▸ Challenge
Return every line below in which "React" appears.

Some records:

__________________________________________________

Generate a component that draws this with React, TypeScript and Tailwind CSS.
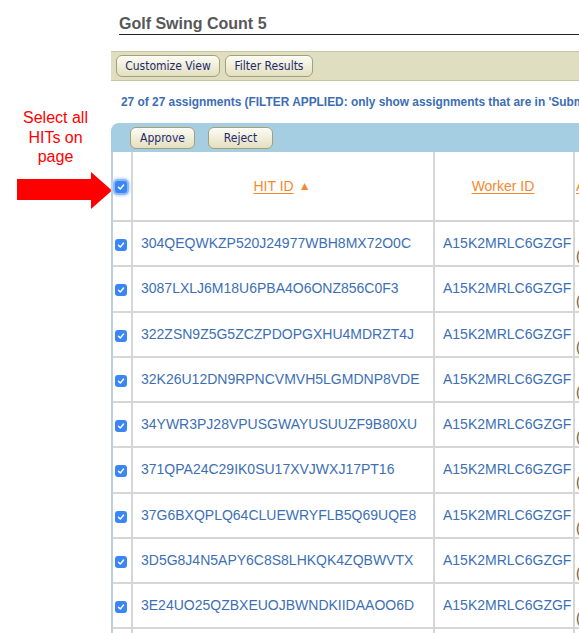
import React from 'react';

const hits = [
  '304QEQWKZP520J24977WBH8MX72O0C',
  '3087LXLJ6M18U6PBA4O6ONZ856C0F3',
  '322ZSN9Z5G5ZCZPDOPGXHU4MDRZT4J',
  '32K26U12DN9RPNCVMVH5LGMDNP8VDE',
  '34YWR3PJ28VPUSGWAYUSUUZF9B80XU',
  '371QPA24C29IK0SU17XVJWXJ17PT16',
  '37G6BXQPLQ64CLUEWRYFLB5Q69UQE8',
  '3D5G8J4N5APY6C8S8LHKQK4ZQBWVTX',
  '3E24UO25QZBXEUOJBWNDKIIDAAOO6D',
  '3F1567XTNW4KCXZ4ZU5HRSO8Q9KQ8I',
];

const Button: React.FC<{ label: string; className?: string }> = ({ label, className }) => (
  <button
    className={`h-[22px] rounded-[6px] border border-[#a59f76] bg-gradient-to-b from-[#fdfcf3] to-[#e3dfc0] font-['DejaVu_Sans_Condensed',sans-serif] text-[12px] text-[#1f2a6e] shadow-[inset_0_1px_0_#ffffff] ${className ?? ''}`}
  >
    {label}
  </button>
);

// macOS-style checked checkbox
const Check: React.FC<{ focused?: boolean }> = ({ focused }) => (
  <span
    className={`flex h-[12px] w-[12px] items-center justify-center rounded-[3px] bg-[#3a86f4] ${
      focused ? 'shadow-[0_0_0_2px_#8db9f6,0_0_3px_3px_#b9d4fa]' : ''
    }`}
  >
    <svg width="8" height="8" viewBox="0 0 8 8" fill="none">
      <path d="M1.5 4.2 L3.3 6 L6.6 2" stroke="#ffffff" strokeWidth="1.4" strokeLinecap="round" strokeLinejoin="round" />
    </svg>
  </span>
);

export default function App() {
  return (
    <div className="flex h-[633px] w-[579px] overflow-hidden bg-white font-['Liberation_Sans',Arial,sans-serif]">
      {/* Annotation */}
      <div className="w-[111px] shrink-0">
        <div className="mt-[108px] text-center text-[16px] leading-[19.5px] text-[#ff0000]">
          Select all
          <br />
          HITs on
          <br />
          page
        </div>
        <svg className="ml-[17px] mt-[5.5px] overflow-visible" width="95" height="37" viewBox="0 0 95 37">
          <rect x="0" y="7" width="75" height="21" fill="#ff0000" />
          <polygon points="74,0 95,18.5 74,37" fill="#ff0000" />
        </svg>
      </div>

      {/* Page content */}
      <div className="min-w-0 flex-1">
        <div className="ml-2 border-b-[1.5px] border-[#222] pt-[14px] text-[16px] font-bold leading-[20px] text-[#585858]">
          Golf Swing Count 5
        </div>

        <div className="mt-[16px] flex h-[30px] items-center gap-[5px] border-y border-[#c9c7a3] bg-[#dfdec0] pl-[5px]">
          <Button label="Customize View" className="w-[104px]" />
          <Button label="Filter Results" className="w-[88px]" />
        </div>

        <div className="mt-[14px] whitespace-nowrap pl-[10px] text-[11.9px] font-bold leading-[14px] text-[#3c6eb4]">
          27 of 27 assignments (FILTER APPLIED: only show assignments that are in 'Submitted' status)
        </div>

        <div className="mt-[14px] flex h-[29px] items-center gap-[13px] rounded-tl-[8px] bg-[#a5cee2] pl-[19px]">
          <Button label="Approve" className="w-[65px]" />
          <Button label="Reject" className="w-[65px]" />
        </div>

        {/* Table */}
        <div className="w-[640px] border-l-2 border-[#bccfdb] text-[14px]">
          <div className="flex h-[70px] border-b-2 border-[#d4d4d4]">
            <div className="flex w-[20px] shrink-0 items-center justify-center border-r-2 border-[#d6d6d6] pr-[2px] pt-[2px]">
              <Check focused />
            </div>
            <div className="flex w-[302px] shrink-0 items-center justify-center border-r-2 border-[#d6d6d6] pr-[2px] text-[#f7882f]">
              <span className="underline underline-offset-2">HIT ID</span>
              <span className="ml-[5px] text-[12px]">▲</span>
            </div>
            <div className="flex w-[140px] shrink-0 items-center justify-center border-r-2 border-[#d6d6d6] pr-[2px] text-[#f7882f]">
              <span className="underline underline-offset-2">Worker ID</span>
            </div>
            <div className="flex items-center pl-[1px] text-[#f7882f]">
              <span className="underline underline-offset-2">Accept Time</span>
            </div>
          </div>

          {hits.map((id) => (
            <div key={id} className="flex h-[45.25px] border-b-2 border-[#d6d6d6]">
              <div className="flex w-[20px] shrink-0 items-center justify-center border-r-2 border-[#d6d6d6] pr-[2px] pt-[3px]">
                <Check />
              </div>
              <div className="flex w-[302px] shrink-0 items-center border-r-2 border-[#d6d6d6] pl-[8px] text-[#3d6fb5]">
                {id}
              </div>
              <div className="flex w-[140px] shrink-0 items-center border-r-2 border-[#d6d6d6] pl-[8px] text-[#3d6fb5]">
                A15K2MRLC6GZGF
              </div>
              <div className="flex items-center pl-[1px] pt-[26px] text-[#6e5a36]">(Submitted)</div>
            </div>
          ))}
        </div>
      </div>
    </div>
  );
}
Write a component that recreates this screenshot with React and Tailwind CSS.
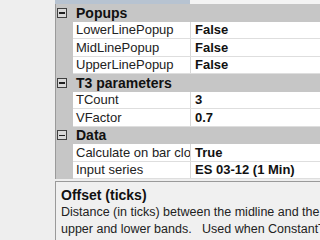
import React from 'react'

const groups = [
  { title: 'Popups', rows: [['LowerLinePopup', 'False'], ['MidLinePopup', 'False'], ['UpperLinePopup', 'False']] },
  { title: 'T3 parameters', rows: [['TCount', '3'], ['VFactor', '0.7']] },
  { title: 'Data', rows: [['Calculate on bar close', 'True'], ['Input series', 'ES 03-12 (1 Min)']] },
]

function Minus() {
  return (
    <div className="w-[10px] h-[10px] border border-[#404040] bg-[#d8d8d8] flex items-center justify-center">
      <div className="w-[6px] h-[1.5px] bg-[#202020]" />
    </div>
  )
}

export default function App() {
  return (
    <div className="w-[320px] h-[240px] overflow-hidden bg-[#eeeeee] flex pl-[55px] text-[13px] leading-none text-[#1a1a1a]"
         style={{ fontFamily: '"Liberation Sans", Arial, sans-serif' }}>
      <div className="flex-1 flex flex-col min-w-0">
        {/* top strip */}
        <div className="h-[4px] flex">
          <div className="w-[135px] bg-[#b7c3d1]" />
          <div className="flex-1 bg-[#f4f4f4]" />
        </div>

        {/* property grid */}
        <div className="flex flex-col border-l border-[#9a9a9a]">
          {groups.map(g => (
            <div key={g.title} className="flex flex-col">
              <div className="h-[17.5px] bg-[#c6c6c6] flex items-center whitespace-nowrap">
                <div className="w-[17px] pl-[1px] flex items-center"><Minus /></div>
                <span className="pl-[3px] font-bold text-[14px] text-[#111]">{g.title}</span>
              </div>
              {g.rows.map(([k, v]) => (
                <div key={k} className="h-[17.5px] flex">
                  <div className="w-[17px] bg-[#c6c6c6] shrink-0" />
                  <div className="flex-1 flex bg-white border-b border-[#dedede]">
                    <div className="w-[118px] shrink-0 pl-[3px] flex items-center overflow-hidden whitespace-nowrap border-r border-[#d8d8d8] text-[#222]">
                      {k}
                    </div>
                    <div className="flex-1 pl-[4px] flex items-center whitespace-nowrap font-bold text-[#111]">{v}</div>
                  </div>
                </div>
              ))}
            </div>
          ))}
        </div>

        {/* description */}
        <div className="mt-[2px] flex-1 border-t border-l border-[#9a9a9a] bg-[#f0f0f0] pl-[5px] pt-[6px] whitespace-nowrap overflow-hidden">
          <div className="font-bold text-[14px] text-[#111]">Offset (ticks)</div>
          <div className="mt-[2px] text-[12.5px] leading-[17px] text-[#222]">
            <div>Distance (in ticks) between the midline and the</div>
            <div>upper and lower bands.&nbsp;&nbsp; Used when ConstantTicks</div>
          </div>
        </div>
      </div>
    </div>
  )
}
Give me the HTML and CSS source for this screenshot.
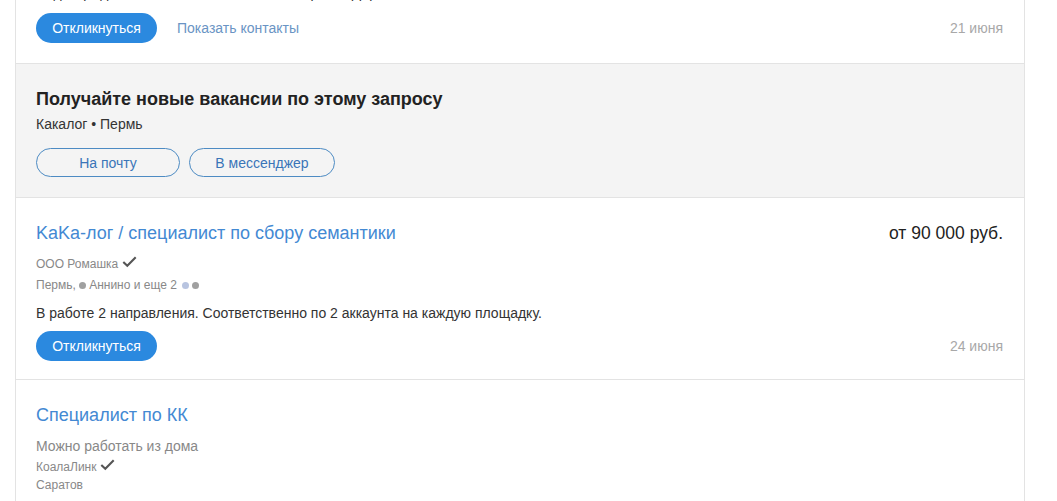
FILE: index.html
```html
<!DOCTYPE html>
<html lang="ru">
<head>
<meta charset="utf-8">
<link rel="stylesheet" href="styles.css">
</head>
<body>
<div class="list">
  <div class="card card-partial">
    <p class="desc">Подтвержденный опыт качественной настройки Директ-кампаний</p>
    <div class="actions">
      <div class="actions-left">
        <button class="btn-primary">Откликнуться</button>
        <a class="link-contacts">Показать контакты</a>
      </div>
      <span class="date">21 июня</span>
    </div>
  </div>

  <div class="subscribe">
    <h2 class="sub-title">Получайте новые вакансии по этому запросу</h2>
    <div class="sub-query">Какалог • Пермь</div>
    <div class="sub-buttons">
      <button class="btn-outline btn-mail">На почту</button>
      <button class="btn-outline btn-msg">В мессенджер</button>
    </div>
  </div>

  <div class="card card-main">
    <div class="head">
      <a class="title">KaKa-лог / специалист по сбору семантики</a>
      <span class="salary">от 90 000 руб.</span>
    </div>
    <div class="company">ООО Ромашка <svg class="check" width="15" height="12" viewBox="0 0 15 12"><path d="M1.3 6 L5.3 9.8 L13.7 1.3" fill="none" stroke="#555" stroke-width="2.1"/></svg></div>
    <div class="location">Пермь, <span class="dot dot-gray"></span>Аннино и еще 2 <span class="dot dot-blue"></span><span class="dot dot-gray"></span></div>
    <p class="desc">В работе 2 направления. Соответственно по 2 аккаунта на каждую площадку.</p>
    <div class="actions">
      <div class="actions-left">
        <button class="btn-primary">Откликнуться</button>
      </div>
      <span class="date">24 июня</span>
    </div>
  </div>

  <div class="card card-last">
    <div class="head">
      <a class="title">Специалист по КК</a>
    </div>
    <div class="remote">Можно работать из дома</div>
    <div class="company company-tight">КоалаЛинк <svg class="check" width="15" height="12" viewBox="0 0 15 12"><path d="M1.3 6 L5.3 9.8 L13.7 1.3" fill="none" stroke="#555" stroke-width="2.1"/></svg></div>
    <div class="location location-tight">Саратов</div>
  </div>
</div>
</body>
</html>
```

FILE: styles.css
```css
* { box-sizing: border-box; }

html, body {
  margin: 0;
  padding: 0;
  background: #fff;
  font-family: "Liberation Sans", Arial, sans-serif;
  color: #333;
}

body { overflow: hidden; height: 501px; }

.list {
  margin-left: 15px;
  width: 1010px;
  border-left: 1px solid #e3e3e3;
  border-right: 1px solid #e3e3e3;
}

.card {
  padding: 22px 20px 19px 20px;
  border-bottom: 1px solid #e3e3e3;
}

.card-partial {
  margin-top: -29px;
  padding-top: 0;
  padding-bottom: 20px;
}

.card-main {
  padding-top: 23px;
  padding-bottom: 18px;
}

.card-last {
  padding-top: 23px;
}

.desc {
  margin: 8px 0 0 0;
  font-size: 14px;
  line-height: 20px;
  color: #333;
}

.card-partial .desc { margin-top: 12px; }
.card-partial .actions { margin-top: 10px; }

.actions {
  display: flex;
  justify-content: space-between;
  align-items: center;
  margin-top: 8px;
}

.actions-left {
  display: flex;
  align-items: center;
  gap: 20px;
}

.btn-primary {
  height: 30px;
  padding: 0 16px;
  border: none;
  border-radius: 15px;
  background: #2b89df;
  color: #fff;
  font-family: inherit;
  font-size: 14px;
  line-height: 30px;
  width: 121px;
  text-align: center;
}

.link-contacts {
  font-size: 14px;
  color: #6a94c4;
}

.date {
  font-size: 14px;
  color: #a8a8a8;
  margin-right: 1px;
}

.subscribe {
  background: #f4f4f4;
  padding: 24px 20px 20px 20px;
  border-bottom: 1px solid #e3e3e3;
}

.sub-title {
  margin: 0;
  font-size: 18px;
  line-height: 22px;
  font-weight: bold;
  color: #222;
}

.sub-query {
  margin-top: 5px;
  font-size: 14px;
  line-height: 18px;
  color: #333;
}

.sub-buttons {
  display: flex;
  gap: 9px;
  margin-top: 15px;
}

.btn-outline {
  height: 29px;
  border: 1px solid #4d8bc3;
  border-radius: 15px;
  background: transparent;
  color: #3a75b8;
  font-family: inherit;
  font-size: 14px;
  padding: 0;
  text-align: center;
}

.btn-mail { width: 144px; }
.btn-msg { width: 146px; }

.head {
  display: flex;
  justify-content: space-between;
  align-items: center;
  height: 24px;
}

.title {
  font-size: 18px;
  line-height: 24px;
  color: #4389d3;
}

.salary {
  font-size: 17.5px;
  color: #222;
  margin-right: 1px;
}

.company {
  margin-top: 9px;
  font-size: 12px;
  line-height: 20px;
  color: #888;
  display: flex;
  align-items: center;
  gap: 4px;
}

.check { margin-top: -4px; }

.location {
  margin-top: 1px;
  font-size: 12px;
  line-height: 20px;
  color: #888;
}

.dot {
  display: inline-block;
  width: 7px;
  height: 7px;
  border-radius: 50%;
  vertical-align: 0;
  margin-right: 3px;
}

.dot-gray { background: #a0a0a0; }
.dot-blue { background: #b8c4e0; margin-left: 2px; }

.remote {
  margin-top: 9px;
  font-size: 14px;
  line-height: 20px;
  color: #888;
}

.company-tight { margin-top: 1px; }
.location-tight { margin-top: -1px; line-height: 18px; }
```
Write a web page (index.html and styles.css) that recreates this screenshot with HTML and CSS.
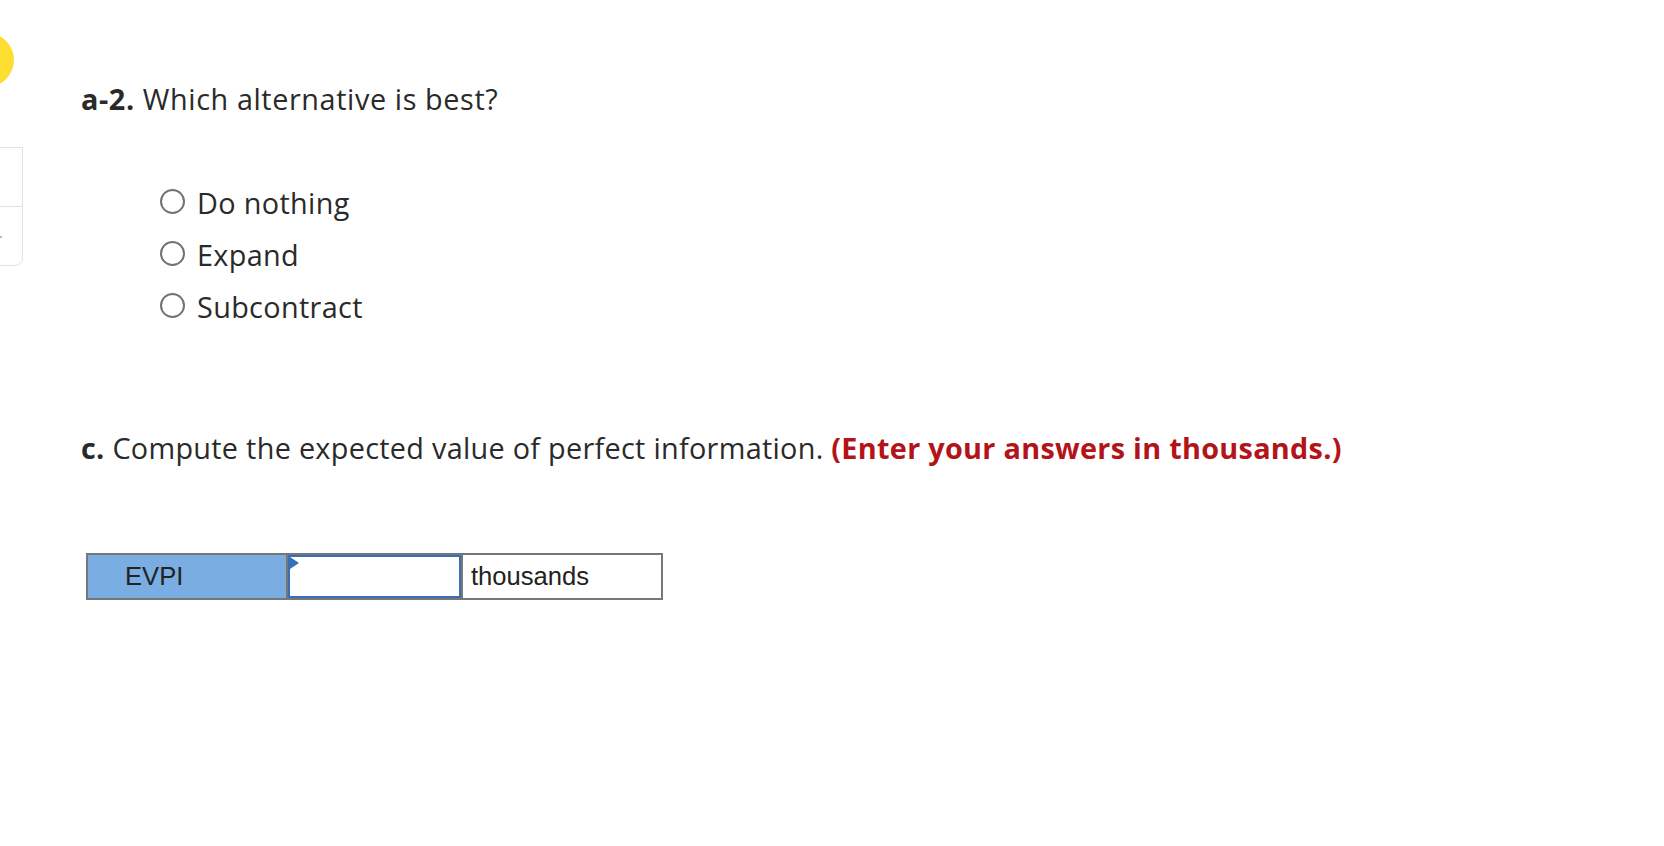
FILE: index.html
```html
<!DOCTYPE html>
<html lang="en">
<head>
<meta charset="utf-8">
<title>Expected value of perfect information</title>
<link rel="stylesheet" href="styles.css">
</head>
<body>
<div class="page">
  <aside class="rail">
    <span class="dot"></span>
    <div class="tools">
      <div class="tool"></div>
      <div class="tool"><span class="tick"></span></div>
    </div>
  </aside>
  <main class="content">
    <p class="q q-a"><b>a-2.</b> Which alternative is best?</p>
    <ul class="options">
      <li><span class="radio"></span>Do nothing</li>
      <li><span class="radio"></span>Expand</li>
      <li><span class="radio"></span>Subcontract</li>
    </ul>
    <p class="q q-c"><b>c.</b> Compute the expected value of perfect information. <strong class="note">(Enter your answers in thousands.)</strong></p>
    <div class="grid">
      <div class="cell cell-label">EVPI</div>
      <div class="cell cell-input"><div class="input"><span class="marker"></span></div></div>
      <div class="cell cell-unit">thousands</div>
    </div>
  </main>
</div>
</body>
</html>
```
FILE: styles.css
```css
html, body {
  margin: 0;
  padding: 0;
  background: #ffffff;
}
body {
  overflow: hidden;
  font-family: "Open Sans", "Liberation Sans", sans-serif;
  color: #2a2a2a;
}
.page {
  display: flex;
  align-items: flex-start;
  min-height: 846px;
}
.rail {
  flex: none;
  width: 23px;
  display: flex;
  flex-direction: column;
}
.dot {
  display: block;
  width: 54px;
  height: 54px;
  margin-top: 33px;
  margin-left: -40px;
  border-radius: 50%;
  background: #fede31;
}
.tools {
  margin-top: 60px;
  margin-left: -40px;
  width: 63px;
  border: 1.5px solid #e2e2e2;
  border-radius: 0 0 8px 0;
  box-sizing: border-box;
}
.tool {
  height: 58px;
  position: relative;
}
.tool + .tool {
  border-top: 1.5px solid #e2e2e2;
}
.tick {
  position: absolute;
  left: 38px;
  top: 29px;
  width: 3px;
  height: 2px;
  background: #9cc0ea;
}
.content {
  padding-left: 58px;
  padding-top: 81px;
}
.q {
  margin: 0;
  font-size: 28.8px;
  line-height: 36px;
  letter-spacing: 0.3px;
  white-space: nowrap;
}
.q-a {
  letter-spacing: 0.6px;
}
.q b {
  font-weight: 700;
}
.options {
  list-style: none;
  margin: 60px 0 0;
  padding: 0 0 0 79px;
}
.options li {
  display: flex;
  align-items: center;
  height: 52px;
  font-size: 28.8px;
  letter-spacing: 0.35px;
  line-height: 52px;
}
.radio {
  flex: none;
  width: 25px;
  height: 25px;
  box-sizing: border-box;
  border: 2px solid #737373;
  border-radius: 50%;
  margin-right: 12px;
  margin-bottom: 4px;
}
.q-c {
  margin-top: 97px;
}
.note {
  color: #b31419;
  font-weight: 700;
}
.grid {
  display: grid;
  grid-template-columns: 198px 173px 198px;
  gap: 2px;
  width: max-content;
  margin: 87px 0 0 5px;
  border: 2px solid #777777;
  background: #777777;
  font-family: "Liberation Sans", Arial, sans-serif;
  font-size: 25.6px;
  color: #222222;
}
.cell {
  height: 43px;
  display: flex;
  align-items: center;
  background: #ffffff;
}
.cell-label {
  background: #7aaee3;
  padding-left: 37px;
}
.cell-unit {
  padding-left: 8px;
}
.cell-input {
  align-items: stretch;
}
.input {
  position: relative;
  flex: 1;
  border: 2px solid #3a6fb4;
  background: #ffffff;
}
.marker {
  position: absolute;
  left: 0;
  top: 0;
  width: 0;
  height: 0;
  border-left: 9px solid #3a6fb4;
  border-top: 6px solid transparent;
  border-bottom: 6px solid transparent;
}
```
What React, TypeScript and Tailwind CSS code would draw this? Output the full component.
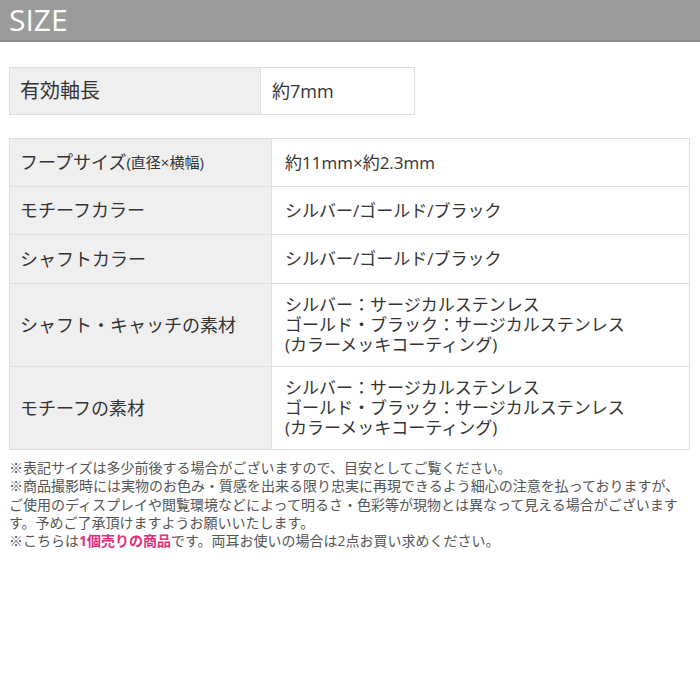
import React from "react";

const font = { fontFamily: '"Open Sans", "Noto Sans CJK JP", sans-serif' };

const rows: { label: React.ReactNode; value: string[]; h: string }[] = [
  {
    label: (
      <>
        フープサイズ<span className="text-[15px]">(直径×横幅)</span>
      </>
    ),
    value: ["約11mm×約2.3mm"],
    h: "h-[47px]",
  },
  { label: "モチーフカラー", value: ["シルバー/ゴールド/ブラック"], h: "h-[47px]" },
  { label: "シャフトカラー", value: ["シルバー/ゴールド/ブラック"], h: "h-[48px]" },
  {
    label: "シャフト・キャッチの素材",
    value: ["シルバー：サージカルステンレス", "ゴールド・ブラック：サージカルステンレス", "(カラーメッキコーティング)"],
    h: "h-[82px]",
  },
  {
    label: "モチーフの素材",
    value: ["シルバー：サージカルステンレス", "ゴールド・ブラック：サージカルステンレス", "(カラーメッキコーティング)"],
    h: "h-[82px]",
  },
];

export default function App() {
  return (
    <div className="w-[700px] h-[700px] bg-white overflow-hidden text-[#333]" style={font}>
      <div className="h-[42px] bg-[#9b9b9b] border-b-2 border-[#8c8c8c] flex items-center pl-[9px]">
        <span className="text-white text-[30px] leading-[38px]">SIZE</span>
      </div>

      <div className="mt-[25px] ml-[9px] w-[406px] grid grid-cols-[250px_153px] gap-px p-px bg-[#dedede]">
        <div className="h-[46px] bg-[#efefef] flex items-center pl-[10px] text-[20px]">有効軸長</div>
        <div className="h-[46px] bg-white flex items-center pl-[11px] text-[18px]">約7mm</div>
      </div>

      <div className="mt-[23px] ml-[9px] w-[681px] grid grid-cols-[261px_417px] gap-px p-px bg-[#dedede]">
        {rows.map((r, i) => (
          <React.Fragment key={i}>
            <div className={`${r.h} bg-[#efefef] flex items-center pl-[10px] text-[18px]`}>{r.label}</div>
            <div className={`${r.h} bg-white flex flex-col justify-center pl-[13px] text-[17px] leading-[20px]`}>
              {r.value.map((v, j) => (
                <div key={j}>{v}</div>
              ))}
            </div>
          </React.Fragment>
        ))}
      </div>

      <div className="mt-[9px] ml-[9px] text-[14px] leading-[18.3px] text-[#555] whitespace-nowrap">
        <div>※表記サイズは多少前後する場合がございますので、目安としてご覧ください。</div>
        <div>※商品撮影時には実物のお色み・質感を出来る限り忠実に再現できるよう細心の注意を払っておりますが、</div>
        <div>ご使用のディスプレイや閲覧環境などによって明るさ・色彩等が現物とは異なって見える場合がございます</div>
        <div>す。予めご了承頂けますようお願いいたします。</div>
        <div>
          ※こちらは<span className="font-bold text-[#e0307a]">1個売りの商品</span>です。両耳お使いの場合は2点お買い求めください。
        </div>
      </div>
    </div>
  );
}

__________________________________________________

▸ Answer to this problem
Generate a component that draws this with React, TypeScript and Tailwind CSS.
import React from 'react';
const Button: React.FC<{ label: string; className?: string }> = ({ label, className }) => (
const Check: React.FC<{ focused?: boolean }> = ({ focused }) => (
Write a component that recreates this screenshot with React and Tailwind CSS.
import React from 'react'
What React, TypeScript and Tailwind CSS code would draw this? Output the full component.
import React from "react";
const rows: { label: React.ReactNode; value: string[]; h: string }[] = [
          <React.Fragment key={i}>
          </React.Fragment>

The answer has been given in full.